[Lines of data]
---------------

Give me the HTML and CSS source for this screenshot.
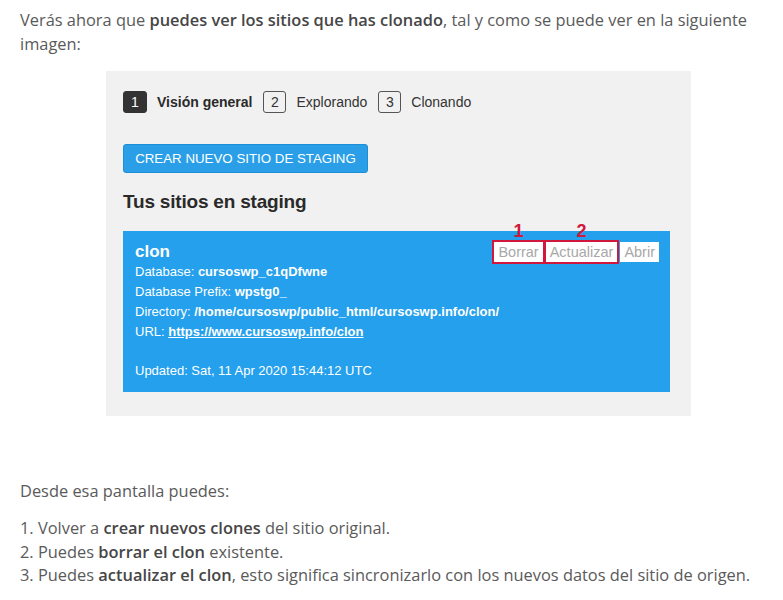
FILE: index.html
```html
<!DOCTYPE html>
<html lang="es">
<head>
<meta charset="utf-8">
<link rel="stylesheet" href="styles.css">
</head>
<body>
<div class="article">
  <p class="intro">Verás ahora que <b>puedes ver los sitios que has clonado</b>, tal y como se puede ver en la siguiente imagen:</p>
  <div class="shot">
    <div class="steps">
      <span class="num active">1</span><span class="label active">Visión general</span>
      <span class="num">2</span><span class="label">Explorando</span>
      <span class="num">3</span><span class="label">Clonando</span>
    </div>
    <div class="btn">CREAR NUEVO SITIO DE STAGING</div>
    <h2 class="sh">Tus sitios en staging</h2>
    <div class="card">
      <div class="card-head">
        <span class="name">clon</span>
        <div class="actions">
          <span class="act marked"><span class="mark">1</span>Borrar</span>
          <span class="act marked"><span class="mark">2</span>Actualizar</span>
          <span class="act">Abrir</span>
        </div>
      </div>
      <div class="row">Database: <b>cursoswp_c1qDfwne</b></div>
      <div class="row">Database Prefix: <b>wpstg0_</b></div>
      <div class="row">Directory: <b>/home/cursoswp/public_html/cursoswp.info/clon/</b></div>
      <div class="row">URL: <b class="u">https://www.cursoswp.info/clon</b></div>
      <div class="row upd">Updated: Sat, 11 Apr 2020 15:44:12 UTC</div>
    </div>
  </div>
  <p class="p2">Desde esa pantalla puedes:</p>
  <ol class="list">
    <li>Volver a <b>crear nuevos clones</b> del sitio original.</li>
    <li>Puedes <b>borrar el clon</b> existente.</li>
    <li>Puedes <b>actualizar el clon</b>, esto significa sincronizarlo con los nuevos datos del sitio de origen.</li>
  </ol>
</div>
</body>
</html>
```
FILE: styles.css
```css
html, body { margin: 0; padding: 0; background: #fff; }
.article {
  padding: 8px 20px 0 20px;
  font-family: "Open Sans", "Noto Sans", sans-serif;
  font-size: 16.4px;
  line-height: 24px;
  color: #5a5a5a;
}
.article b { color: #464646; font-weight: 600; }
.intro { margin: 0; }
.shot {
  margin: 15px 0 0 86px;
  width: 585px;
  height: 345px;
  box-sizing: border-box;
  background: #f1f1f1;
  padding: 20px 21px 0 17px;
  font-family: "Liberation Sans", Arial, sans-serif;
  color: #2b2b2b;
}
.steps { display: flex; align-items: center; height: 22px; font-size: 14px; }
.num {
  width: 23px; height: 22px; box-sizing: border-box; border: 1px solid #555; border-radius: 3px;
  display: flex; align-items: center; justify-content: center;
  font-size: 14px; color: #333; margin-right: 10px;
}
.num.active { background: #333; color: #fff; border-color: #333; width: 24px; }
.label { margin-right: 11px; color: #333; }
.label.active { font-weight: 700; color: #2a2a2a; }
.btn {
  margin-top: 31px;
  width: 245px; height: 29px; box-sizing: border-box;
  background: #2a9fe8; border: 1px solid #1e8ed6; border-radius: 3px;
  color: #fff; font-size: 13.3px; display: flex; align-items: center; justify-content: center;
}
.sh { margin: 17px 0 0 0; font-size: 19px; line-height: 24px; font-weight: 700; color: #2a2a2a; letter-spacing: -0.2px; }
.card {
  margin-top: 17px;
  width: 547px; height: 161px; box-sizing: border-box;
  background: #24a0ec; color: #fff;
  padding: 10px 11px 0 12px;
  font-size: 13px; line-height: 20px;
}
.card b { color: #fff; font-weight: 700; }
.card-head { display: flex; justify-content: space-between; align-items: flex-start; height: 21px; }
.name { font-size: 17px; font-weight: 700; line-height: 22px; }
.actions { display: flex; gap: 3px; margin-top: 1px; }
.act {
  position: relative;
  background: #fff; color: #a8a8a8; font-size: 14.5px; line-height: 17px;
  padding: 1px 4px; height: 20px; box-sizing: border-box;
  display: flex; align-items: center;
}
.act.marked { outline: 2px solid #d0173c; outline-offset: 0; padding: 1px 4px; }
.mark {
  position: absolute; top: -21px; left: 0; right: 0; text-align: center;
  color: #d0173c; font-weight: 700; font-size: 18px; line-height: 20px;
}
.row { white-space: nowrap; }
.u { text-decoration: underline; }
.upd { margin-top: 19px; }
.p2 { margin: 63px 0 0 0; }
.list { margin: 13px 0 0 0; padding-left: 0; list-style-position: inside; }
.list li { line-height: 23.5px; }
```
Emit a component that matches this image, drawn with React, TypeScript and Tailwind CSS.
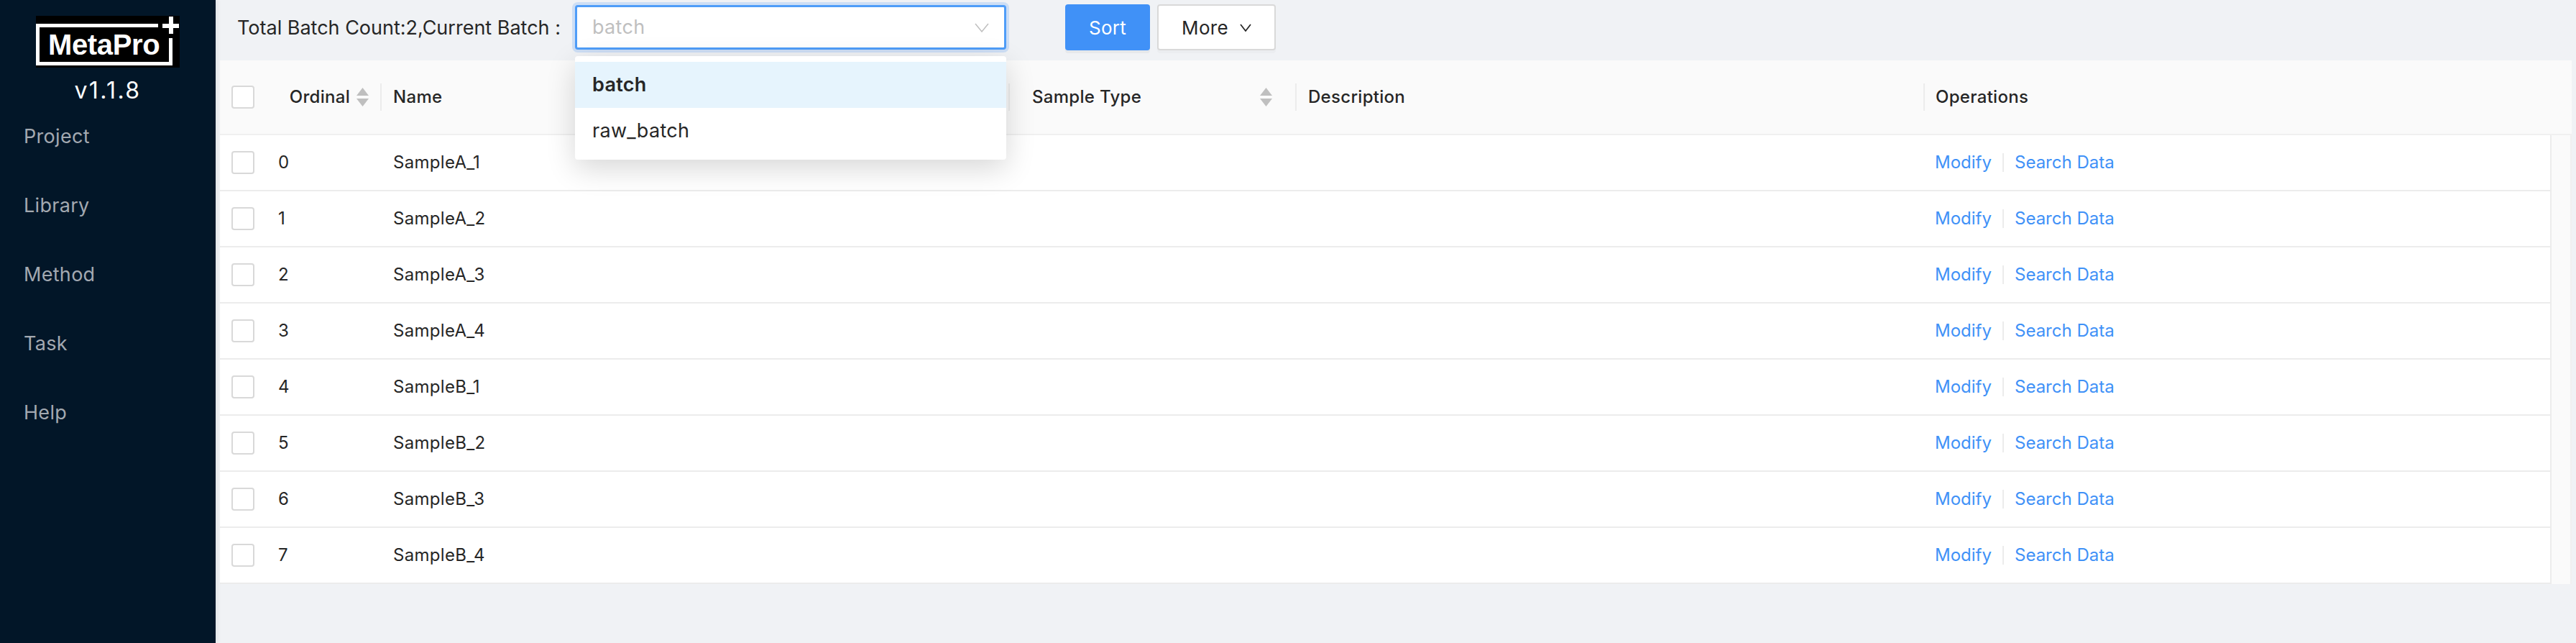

---------------

Prompt — Quote the records in full and exactly; skip any image.

Solution to this task —
Give me the HTML and CSS source for this screenshot.
FILE: index.html
```html
<!DOCTYPE html>
<html lang="es">
<head>
<meta charset="utf-8">
<link rel="stylesheet" href="styles.css">
</head>
<body>
<div class="article">
  <p class="intro">Verás ahora que <b>puedes ver los sitios que has clonado</b>, tal y como se puede ver en la siguiente imagen:</p>
  <div class="shot">
    <div class="steps">
      <span class="num active">1</span><span class="label active">Visión general</span>
      <span class="num">2</span><span class="label">Explorando</span>
      <span class="num">3</span><span class="label">Clonando</span>
    </div>
    <div class="btn">CREAR NUEVO SITIO DE STAGING</div>
    <h2 class="sh">Tus sitios en staging</h2>
    <div class="card">
      <div class="card-head">
        <span class="name">clon</span>
        <div class="actions">
          <span class="act marked"><span class="mark">1</span>Borrar</span>
          <span class="act marked"><span class="mark">2</span>Actualizar</span>
          <span class="act">Abrir</span>
        </div>
      </div>
      <div class="row">Database: <b>cursoswp_c1qDfwne</b></div>
      <div class="row">Database Prefix: <b>wpstg0_</b></div>
      <div class="row">Directory: <b>/home/cursoswp/public_html/cursoswp.info/clon/</b></div>
      <div class="row">URL: <b class="u">https://www.cursoswp.info/clon</b></div>
      <div class="row upd">Updated: Sat, 11 Apr 2020 15:44:12 UTC</div>
    </div>
  </div>
  <p class="p2">Desde esa pantalla puedes:</p>
  <ol class="list">
    <li>Volver a <b>crear nuevos clones</b> del sitio original.</li>
    <li>Puedes <b>borrar el clon</b> existente.</li>
    <li>Puedes <b>actualizar el clon</b>, esto significa sincronizarlo con los nuevos datos del sitio de origen.</li>
  </ol>
</div>
</body>
</html>
```
FILE: styles.css
```css
html, body { margin: 0; padding: 0; background: #fff; }
.article {
  padding: 8px 20px 0 20px;
  font-family: "Open Sans", "Noto Sans", sans-serif;
  font-size: 16.4px;
  line-height: 24px;
  color: #5a5a5a;
}
.article b { color: #464646; font-weight: 600; }
.intro { margin: 0; }
.shot {
  margin: 15px 0 0 86px;
  width: 585px;
  height: 345px;
  box-sizing: border-box;
  background: #f1f1f1;
  padding: 20px 21px 0 17px;
  font-family: "Liberation Sans", Arial, sans-serif;
  color: #2b2b2b;
}
.steps { display: flex; align-items: center; height: 22px; font-size: 14px; }
.num {
  width: 23px; height: 22px; box-sizing: border-box; border: 1px solid #555; border-radius: 3px;
  display: flex; align-items: center; justify-content: center;
  font-size: 14px; color: #333; margin-right: 10px;
}
.num.active { background: #333; color: #fff; border-color: #333; width: 24px; }
.label { margin-right: 11px; color: #333; }
.label.active { font-weight: 700; color: #2a2a2a; }
.btn {
  margin-top: 31px;
  width: 245px; height: 29px; box-sizing: border-box;
  background: #2a9fe8; border: 1px solid #1e8ed6; border-radius: 3px;
  color: #fff; font-size: 13.3px; display: flex; align-items: center; justify-content: center;
}
.sh { margin: 17px 0 0 0; font-size: 19px; line-height: 24px; font-weight: 700; color: #2a2a2a; letter-spacing: -0.2px; }
.card {
  margin-top: 17px;
  width: 547px; height: 161px; box-sizing: border-box;
  background: #24a0ec; color: #fff;
  padding: 10px 11px 0 12px;
  font-size: 13px; line-height: 20px;
}
.card b { color: #fff; font-weight: 700; }
.card-head { display: flex; justify-content: space-between; align-items: flex-start; height: 21px; }
.name { font-size: 17px; font-weight: 700; line-height: 22px; }
.actions { display: flex; gap: 3px; margin-top: 1px; }
.act {
  position: relative;
  background: #fff; color: #a8a8a8; font-size: 14.5px; line-height: 17px;
  padding: 1px 4px; height: 20px; box-sizing: border-box;
  display: flex; align-items: center;
}
.act.marked { outline: 2px solid #d0173c; outline-offset: 0; padding: 1px 4px; }
.mark {
  position: absolute; top: -21px; left: 0; right: 0; text-align: center;
  color: #d0173c; font-weight: 700; font-size: 18px; line-height: 20px;
}
.row { white-space: nowrap; }
.u { text-decoration: underline; }
.upd { margin-top: 19px; }
.p2 { margin: 63px 0 0 0; }
.list { margin: 13px 0 0 0; padding-left: 0; list-style-position: inside; }
.list li { line-height: 23.5px; }
```
Emit a component that matches this image, drawn with React, TypeScript and Tailwind CSS.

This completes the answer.